WORK INSTRUCTIONS — Gather all lines from the material that contain "React".

* begin SOURCE EXCERPT *

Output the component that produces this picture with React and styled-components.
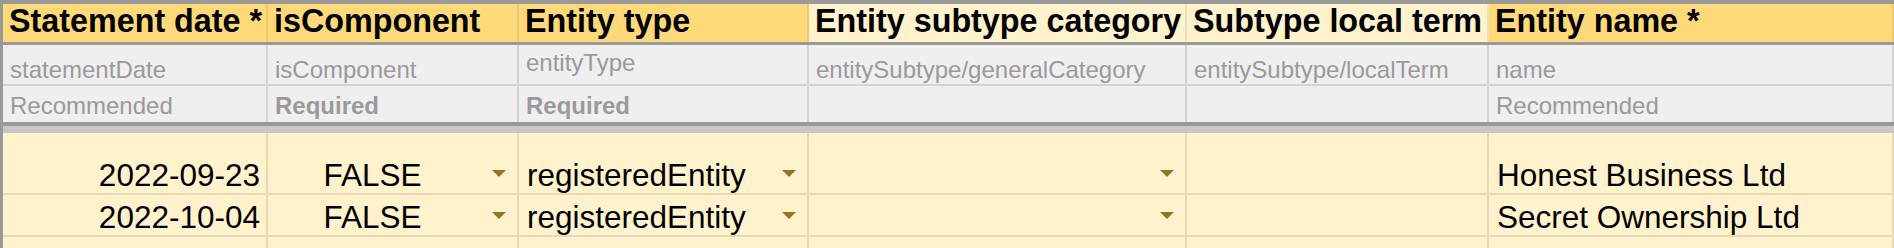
import React from "react";
import styled, { createGlobalStyle } from "styled-components";

const GlobalStyle = createGlobalStyle`
  html, body {
    margin: 0;
    padding: 0;
    background: #fff2cc;
    overflow: hidden;
  }
  body {
    font-family: "Liberation Sans", Arial, sans-serif;
  }
`;

// widths include the 2px right border of each cell
const COLUMNS = "265px 251px 290px 378px 302px 1fr";

const Sheet = styled.div`
  width: 1894px;
  border-top: 4px solid #999999;
  border-left: 3px solid #999999;
  box-sizing: border-box;
`;

const Row = styled.div`
  display: grid;
  grid-template-columns: ${COLUMNS};
  height: ${(p) => p.$height}px;
  border-bottom: ${(p) => p.$border};
  box-sizing: content-box;
`;

const FrozenBand = styled.div`
  height: 7px;
  background: #c8c8c8;
`;

const HeaderCell = styled.div`
  display: flex;
  align-items: flex-end;
  padding: 0 6px 5px 6px;
  background: ${(p) => (p.$light ? "#fff2cc" : "#fdd97a")};
  border-right: 2px solid ${(p) => (p.$light ? "#eee0b6" : "#ecc96c")};
  font-size: 32.3px;
  font-weight: 700;
  line-height: 32px;
  color: #000;
  white-space: nowrap;
  overflow: hidden;
  box-sizing: border-box;
`;

const MetaCell = styled.div`
  display: flex;
  align-items: ${(p) => (p.$top ? "flex-start" : "flex-end")};
  padding: ${(p) => (p.$top ? "5px 7px 0" : `0 7px ${p.$pb ?? 1}px`)};
  background: #efefef;
  border-right: 2px solid #d4d4d4;
  font-size: 24px;
  font-weight: ${(p) => (p.$bold ? 700 : 400)};
  line-height: 26px;
  color: #9a9a9a;
  white-space: nowrap;
  overflow: hidden;
  box-sizing: border-box;
`;

const DataCell = styled.div`
  display: flex;
  align-items: flex-end;
  justify-content: ${(p) => (p.$right ? "flex-end" : "flex-start")};
  padding: 0 6px 0 8px;
  background: #fff2cc;
  border-right: 2px solid #e6d9b4;
  font-size: 31.5px;
  line-height: 36px;
  color: #000;
  white-space: nowrap;
  overflow: hidden;
  box-sizing: border-box;
`;

const DropValue = styled.span`
  flex: 1;
  text-align: ${(p) => (p.$center ? "center" : "left")};
`;

const Arrow = styled.span`
  flex: none;
  width: 0;
  height: 0;
  margin: 0 5px 16px ${(p) => p.$gap}px;
  border-left: 7px solid transparent;
  border-right: 7px solid transparent;
  border-top: 7px solid #947422;
`;

const dataRows = [
  { date: "2022-09-23", comp: "FALSE", type: "registeredEntity", name: "Honest Business Ltd", height: 60 },
  { date: "2022-10-04", comp: "FALSE", type: "registeredEntity", name: "Secret Ownership Ltd", height: 40 },
  { date: "", comp: "", type: "", name: "", height: 20, empty: true },
];

const DropCell = ({ value, center, gap }) => (
  <DataCell>
    <DropValue $center={center}>{value}</DropValue>
    <Arrow $gap={gap} />
  </DataCell>
);

const App = () => {
  return (
    <>
      <GlobalStyle />
      <Sheet>
        <Row $height={38} $border="3px solid #999999">
          <HeaderCell>Statement date *</HeaderCell>
          <HeaderCell>isComponent</HeaderCell>
          <HeaderCell>Entity type</HeaderCell>
          <HeaderCell $light>Entity subtype category</HeaderCell>
          <HeaderCell $light>Subtype local term</HeaderCell>
          <HeaderCell>Entity name *</HeaderCell>
        </Row>
        <Row $height={39} $border="2px solid #d4d4d4">
          <MetaCell>statementDate</MetaCell>
          <MetaCell>isComponent</MetaCell>
          <MetaCell $top>entityType</MetaCell>
          <MetaCell>entitySubtype/generalCategory</MetaCell>
          <MetaCell>entitySubtype/localTerm</MetaCell>
          <MetaCell>name</MetaCell>
        </Row>
        <Row $height={36} $border="4px solid #999999">
          <MetaCell $pb={3}>Recommended</MetaCell>
          <MetaCell $pb={3} $bold>Required</MetaCell>
          <MetaCell $pb={3} $bold>Required</MetaCell>
          <MetaCell />
          <MetaCell />
          <MetaCell $pb={3}>Recommended</MetaCell>
        </Row>
        <FrozenBand />
        {dataRows.map((r, i) => (
          <Row key={i} $height={r.height} $border="2px solid #e6d9b4">
            <DataCell $right>{r.date}</DataCell>
            {r.empty ? <DataCell /> : <DropCell value={r.comp} center gap={23} />}
            {r.empty ? <DataCell /> : <DropCell value={r.type} gap={8} />}
            {r.empty ? <DataCell /> : <DropCell value="" gap={0} />}
            <DataCell />
            <DataCell>{r.name}</DataCell>
          </Row>
        ))}
      </Sheet>
    </>
  );
};

export default App;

* end SOURCE EXCERPT *

RESULT FOR THIS EXERCISE —
Output the component that produces this picture with React and styled-components.
import React from "react";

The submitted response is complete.